Schon mal eine Petition im Netz unterzeichnet? Oder über soziale Netzwerke eine Demo organisiert? Wir haben drei Expertinnen und Experten gefragt, was digitale Partizipation für sie bedeutet.

Bei der Konferenz re:publica ist die digitale Gesellschaft seit 2007 ein Thema. ( lemonbeat / bearbeitet / flickr / Externer Link: Lizenz: CC BY 2.0)


Im Kleinen 3x3 stellen wir drei Akteuren dieselben drei Fragen. Zum Thema digitale Zivilgesellschaft und Partizipation haben wir den Medienpädagogen Jürgen Ertelt, die Partizipationsforscherin Sigrid Baringhorst und Yasemin Fusco, Mitarbeiterin bei Externer Link: abgeordnetenwatch.de interviewt.

Was bedeutet digitale Partizipation für Sie?

Jürgen Ertelt: Partizipation ist grundsätzlich nicht von analogen oder digitalen Formaten abhängig. Partizipation sollte eine Beteiligung mit Wirksamkeit beschreiben, was aber leider oft nicht greift. Digitale Medien und Internet eröffnen neue Wege, sich besser in Beteiligungsverfahren aufzustellen und einbringen zu können. Zeit- und Ortsunabhängigkeit, dokumentierte und transparente Abläufe, Schriftsprache ergänzende Visualisierungsmöglichkeiten sowie Solidarisierungs- und Netzwerkeffekte sprechen für potenzielle Vorteile digitaler Partizipation. Wichtigste Erfolgsbedingung bleibt aber der politische Wille zur Teilhabe.

Yasemin Fusco: Digitale Partizipation bedeutet für mich, dass die Zivilgesellschaft die parlamentarische Arbeit konstruktiv hinterfragt und von ihrem Recht Gebrauch macht, Transparenz einzufordern, zum Beispiel mit Blick auf das Abstimmungsverhalten ihrer Volksvertreterinnen und Volksvertreter. Man sollte digitale Partizipation als zivilgesellschaftliches Kontrollinstrument von unten nach oben begreifen, das die Anliegen von Menschen via Frageportale, Kampagnenplattformen oder Petitionen in Rathäuser, Landtage und den Bundestag transportiert. Ein "digitales Gedächtnis" wie abgeordnetenwatch.de ermöglicht zusätzlich, Aussagen von Politikerinnen und Politikern, ihr Abstimmungsverhalten oder Nebentätigkeiten jederzeit nachzuvollziehen.
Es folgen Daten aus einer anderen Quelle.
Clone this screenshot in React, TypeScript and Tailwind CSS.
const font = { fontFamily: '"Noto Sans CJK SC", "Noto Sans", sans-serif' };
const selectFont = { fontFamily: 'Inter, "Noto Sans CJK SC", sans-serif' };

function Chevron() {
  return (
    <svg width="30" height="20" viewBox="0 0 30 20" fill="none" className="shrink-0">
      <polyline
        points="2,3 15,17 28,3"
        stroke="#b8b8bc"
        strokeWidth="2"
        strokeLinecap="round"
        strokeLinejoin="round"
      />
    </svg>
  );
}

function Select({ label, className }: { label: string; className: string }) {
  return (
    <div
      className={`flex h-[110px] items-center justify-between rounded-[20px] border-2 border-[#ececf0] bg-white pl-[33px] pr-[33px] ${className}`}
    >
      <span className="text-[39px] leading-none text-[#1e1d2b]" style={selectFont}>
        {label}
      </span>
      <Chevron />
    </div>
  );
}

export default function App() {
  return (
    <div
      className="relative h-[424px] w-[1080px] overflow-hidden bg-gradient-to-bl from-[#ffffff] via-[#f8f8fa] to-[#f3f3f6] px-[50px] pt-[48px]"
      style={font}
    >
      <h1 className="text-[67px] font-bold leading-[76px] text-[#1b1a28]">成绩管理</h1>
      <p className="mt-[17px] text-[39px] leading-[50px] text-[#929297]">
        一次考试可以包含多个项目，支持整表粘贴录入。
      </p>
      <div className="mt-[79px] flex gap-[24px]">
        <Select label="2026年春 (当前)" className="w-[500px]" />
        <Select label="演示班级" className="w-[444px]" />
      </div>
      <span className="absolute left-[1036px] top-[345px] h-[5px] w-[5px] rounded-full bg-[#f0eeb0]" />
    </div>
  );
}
Sigrid Baringhorst: "Digitale Partizipation der Zivilgesellschaft" ist ein Oberbegriff über vielfältige Formen bürgerschaftlicher Selbstorganisation oder Mitwirkung an politischen Entscheidungen über Angelegenheiten des Gemeinwohls im Internet. Beim zivilgesellschaftlichen Engagement im Netz handelt es sich oft um hybride Handlungsformen: kollaborative Online-Praktiken der Meinungs- und Willensbildung, Ressourcen-Generierung, Vernetzung und Mobilisierung unterstützen die Vorbereitung, Durchführung und Nachbereitung von Offline-Aktionen. Im Zuge der Digitalisierung ist zivilgesellschaftliche Beteiligung niedrigschwelliger geworden. Zudem sind neben den klassischen Organisationsformen kollektiven Handelns wie Nichtregierungsorganisationen (NROs) neue, oft nur lose verbundene Netzwerke entstanden, die nach spontanen themenbezogenen Empörungswellen, oft schnell wieder zerfallen.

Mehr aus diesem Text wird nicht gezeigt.